WORK REQUIRED: Find each line with the word "React" and copy it.

DATASET SECTION:

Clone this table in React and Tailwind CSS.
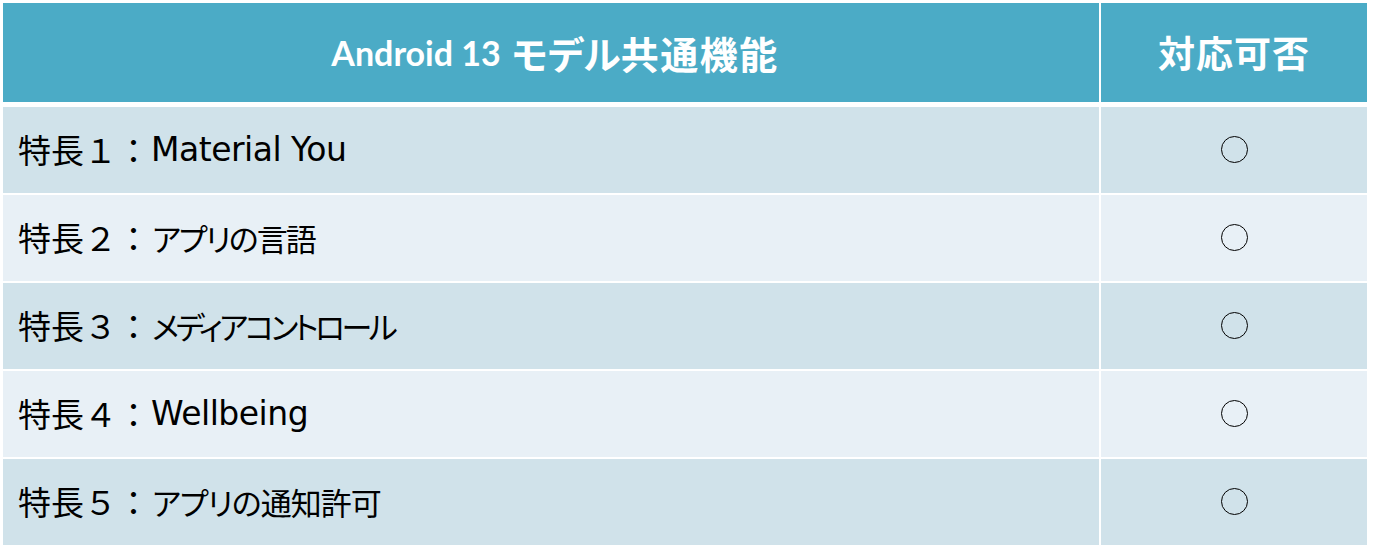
import React from "react";

const rows = [
  { no: "１", name: "Material You", latin: true },
  { no: "２", name: "アプリの言語", track: "tracking-[-2px]" },
  { no: "３", name: "メディアコントロール", track: "tracking-[-3.5px]" },
  { no: "４", name: "Wellbeing", latin: true },
  { no: "５", name: "アプリの通知許可", track: "tracking-[-1px]" },
];

export default function App() {
  return (
    <div className="w-[1373px] h-[548px] bg-white pt-[3px] pl-[3px] font-['DejaVu_Sans','Noto_Sans_CJK_JP',sans-serif]">
      {/* header */}
      <div className="grid grid-cols-[1096px_266px] gap-x-[2px] h-[99px]">
        <div className="bg-[#4BABC6] flex items-center justify-center text-white font-bold pl-[8px]">
          <span className="font-['Lato','Noto_Sans_CJK_JP',sans-serif] text-[34px] mr-[11px]">Android 13</span>
          <span className="font-['Noto_Sans_CJK_JP',sans-serif] text-[38px] [font-feature-settings:'palt']">モデル</span>
          <span className="font-['Noto_Sans_CJK_JP',sans-serif] text-[38px] tracking-[1.5px]">共通機能</span>
        </div>
        <div className="bg-[#4BABC6] flex items-center justify-center text-white font-bold font-['Noto_Sans_CJK_JP',sans-serif] text-[37px] tracking-[1px]">
          対応可否
        </div>
      </div>

      {/* body */}
      <div className="mt-[5px] flex flex-col gap-y-[2px]">
        {rows.map((r, i) => (
          <div key={i} className="grid grid-cols-[1096px_266px] gap-x-[2px] h-[86px]">
            <div className={`${i % 2 === 0 ? "bg-[#D0E2EA]" : "bg-[#E8F0F6]"} flex items-center pl-[15px] text-black text-[33px]`}>
              <span className="font-['Noto_Sans_CJK_JP',sans-serif]">特長{r.no}：</span>
              {r.latin ? (
                <span className="font-['DejaVu_Sans',sans-serif] ml-[1px] tracking-[-0.5px]">{r.name}</span>
              ) : (
                <span className={`font-['Noto_Sans_CJK_JP',sans-serif] text-[31px] [font-feature-settings:'palt'] ml-[2px] ${r.track}`}>{r.name}</span>
              )}
            </div>
            <div className={`${i % 2 === 0 ? "bg-[#D0E2EA]" : "bg-[#E8F0F6]"} flex items-center justify-center`}>
              <div className="w-[27px] h-[27px] rounded-full border border-black translate-y-[-1px]"></div>
            </div>
          </div>
        ))}
      </div>
    </div>
  );
}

RESPONSE BELOW:
Clone this table in React and Tailwind CSS.
import React from "react";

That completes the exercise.